Part Details Price Notes
Case/Chasis Fractal Designs - Define R5 (Swapping from my gaming PC) $0.00 Replacing R5 w/meshify C for gaming PC
case parts Additional HDD Cages $0.00 working out plan currently on WTB channel
CPU Intel i5-9400 $149.99
CPU Cooling Arctic Alpine 12 $11.99 Should I go with a freezer version?
Motherboard Asus Prime Z390-P $134.99 Any suggestions on a decent alternative? Z390-P ~$100 on ebay
RAM OLOy 32GB DDR4 2666 MHz $59.99 red color is cheaper right now
Storage Array Starter Kit - Group Buy $0.00
1.2 TB 10K SAS HDD $40.00 Cache Drive
8x 4TB SATA Toshiba MG04ACA400N $330.00 Storage (# Parity)
HBA 9211-8i $20.00 Controller Card
HBA 9211-4i (included in group buy) $0.00 Controller Card
200 GB SSD SAS2 Drive - Samsung SM1625 $30.00 VM/Docker Drive
OS Unraid - Pro $129.00
Fans Artic P12 5 Pack $30.99 if needed
Powersupply Thermaltake Smart 500W 80+ White $50.99 Will look at EVGA B Sale
SATA Cables 2 Pack SATA Breakout Cables $14.99
SAS SFF Cables SFF-8087 to SFF-8482 Cables $14.69
Total $1,017.62
Storage Spares 300 GB 10K SAS HDD (included in group buy) $0.00 Part of Array Starter Kit - Group Buy
2x 2TB WD Reds $0.00 I have an additional 2, but they are potentially failed and not repairable.
1x 8TB WD Element $0.00 Not shucked, using as USB back up for now

I also have the following questions:

  • How many parity drives would you recommend w/UNraid?
  • What do you recommend as RAID set up? My last NAS was RAID 5, but IDK if i want to go back that route after my recent failures.
  • Should I get an M2 NVME SSD for Plex metadata or is the SAS drive or SAS SSD fine?
  • What am I missing any little parts, cables, etc, do you have any suggestions or things to change?

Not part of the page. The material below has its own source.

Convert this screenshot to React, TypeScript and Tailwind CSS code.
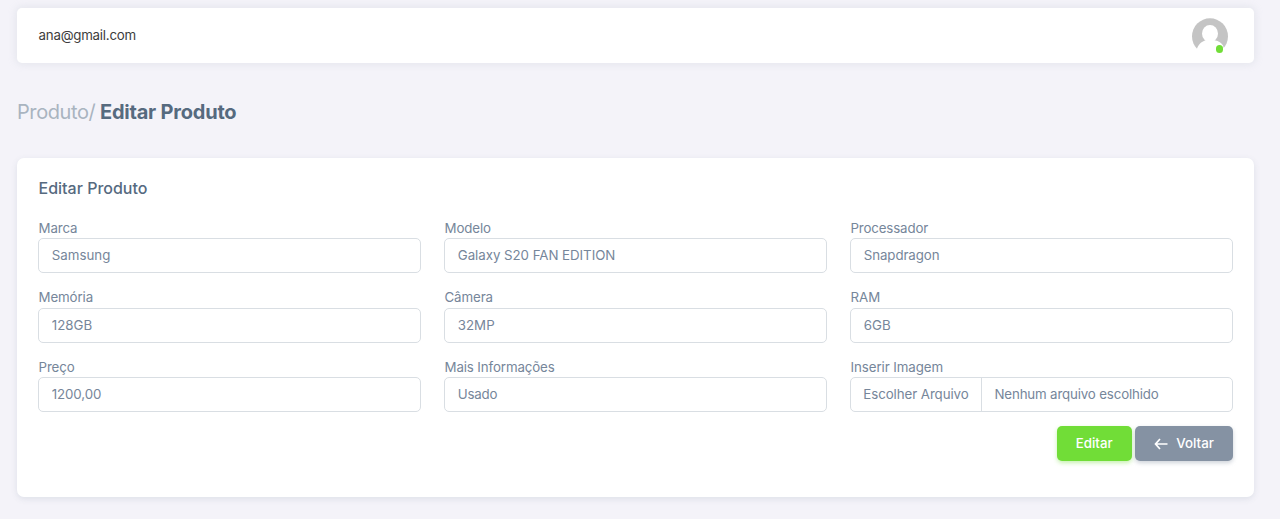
import React from "react";

type FieldData = { id: string; label: string; value: string; labelClass: string; valueClass: string };

const fields: FieldData[] = [
  { id: "marca", label: "Marca", value: "Samsung", labelClass: "tracking-[-0.1px]", valueClass: "" },
  { id: "modelo", label: "Modelo", value: "Galaxy S20 FAN EDITION", labelClass: "tracking-[-0.1px]", valueClass: "tracking-[-0.04px]" },
  { id: "processador", label: "Processador", value: "Snapdragon", labelClass: "tracking-[-0.15px]", valueClass: "tracking-[-0.1px]" },
  { id: "memoria", label: "Memória", value: "128GB", labelClass: "tracking-[-0.1px]", valueClass: "" },
  { id: "camera", label: "Câmera", value: "32MP", labelClass: "tracking-[-0.1px]", valueClass: "" },
  { id: "ram", label: "RAM", value: "6GB", labelClass: "", valueClass: "" },
  { id: "preco", label: "Preço", value: "1200,00", labelClass: "tracking-[-0.1px]", valueClass: "tracking-[-0.12px]" },
  { id: "info", label: "Mais Informações", value: "Usado", labelClass: "tracking-[-0.12px]", valueClass: "tracking-[-0.2px]" },
];

function FieldLabel({ id, text, className }: { id: string; text: string; className?: string }) {
  return (
    <label htmlFor={id} className={`block h-[20.5px] pl-[0.5px] text-[13.3px] leading-[21px] text-[#76869a] ${className ?? ""}`}>
      {text}
    </label>
  );
}

function Field({ field }: { field: FieldData }) {
  return (
    <div className="h-[69.4px]">
      <FieldLabel id={field.id} text={field.label} className={field.labelClass} />
      <input
        id={field.id}
        defaultValue={field.value}
        className={`block h-[35px] w-full rounded-[5px] border border-[#d9dee3] bg-white px-[12.8px] pb-px text-[13.3px] text-[#76869a] outline-none ${field.valueClass}`}
      />
    </div>
  );
}

function Avatar() {
  return (
    <div className="relative size-9">
      <svg viewBox="0 0 36 36" className="size-9">
        <circle cx="18" cy="18.3" r="18" fill="#c4c4c4" />
        <ellipse cx="18" cy="15.4" rx="8" ry="8.500" fill="#fff" />
        <path d="M13.500 20v2.300C9 24 6.500 26.500 4.800 31.200L2 37h32l-3-9.500c-1.500-2.500-4-4.300-8.500-5.200V20z" fill="#fff" />
      </svg>
      <span className="absolute right-[4.500px] bottom-[1px] size-[7.500px] rounded-full bg-[#71dd37]" />
    </div>
  );
}

export default function App() {
  return (
    <div className="h-[519px] overflow-hidden bg-[#f4f3f9] pr-[26px] pl-[17px] pt-2 font-['Inter','Liberation_Sans',sans-serif]">
      <nav className="flex h-[55px] items-center justify-between rounded-[5px] bg-white pr-[26.500px] pl-[21.500px] shadow-[0_0_9px_1px_rgba(161,172,184,0.2)]">
        <span className="text-[13.3px] tracking-[-0.22px] text-[#3d3d3d]">ana@gmail.com</span>
        <Avatar />
      </nav>

      <h4 className="mt-[36px] flex h-[27px] items-center gap-1 text-[20px] leading-[27px] whitespace-nowrap">
        <span className="w-[79px] font-normal tracking-[-0.4px] text-[#a9b4c0]">Produto/</span>
        <span className="font-bold tracking-[-0.22px] text-[#566a7f]">Editar Produto</span>
      </h4>

      <main className="mt-[31.500px] h-[339.500px] rounded-[7px] bg-white px-[21px] pt-[20px] shadow-[0_2px_6px_0_rgba(67,89,113,0.12)]">
        <h5 className="h-[40.400px] pl-[0.5px] text-[16px] leading-[20px] font-medium text-[#566a7f]">Editar Produto</h5>
        <form onSubmit={(e) => e.preventDefault()}>
          <div className="grid grid-cols-3 gap-x-[23px]">
            {fields.map((field) => (
              <Field key={field.id} field={field} />
            ))}
            <div className="h-[69.4px]">
              <FieldLabel id="imagem" text="Inserir Imagem" className="tracking-[-0.08px]" />
              <div className="flex h-[35px] items-stretch overflow-hidden rounded-[5px] border border-[#d9dee3] text-[13.3px] text-[#76869a]">
                <button id="imagem" type="button" className="w-[131px] border-r border-[#d9dee3] pt-px tracking-[-0.08px] whitespace-nowrap">
                  Escolher Arquivo
                </button>
                <span className="flex items-center pt-px pl-[12.500px] tracking-[-0.16px] whitespace-nowrap">Nenhum arquivo escolhido</span>
              </div>
            </div>
          </div>
          <div className="flex justify-end gap-[3.500px]">
            <button className="h-[35px] w-[75px] rounded-[5px] bg-[#71dd37] text-[13.3px] font-medium text-white shadow-[0_2px_4px_0_rgba(113,221,55,0.4)]">
              Editar
            </button>
            <button
              type="button"
              className="flex h-[35px] w-[97.800px] items-center justify-center gap-2 rounded-[5px] bg-[#8592a3] text-[13.3px] font-medium text-white shadow-[0_2px_4px_0_rgba(133,146,163,0.4)]"
            >
              <svg viewBox="0 0 14 12" className="mt-px h-3 w-3.5" fill="none" stroke="currentColor" strokeWidth="1.7">
                <path d="M6 1L1.500 6L6 11M1.500 6H13.500" />
              </svg>
              Voltar
            </button>
          </div>
        </form>
      </main>
    </div>
  );
}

Thank you in advance for all the help so far it’s been great finding this community!

Respectfully,

Brock

I am relatively new to this forum and I don’t have much experience with the hardware side of things yet. As such, I will leave it to more knowledgeable members than myself to comment on your hardware setup.

I do have some understanding about how RAID works so I might be able to answer some of your questions.

To answer your first question about how many parity drives you need. The number of parity drives determines how many drives can fail in the array before the data on the array becomes unrecoverable. So basically more parity drives should provide better protection against data loss if you have drive(s) fail.

To answer your second question. From what I understand, Unraid doesn’t use the standard RAID setups (ex. RAID 0/1/5/6/10/50/60) like FreeNAS and other NAS operating systems but instead uses a different system that accomplishes a similar outcome.

So, as a practical example, I believe that using 1 parity drive in Unraid would be equivalent to RAID 5 and would protect against 1 drive failing. Likewise, using 2 parity drives would be equivalent to RAID 6 and would protect against 2 drives failing. The one major benefit of using Unraid instead of something like FreeNAS with a RAID 5 array, is that it is far simpler to add more parity drives later if you decide you want more protection.

I hope that helps

thanks for the feedback I appreciate it! That makes more sense with what I’ve been reading on unraid then.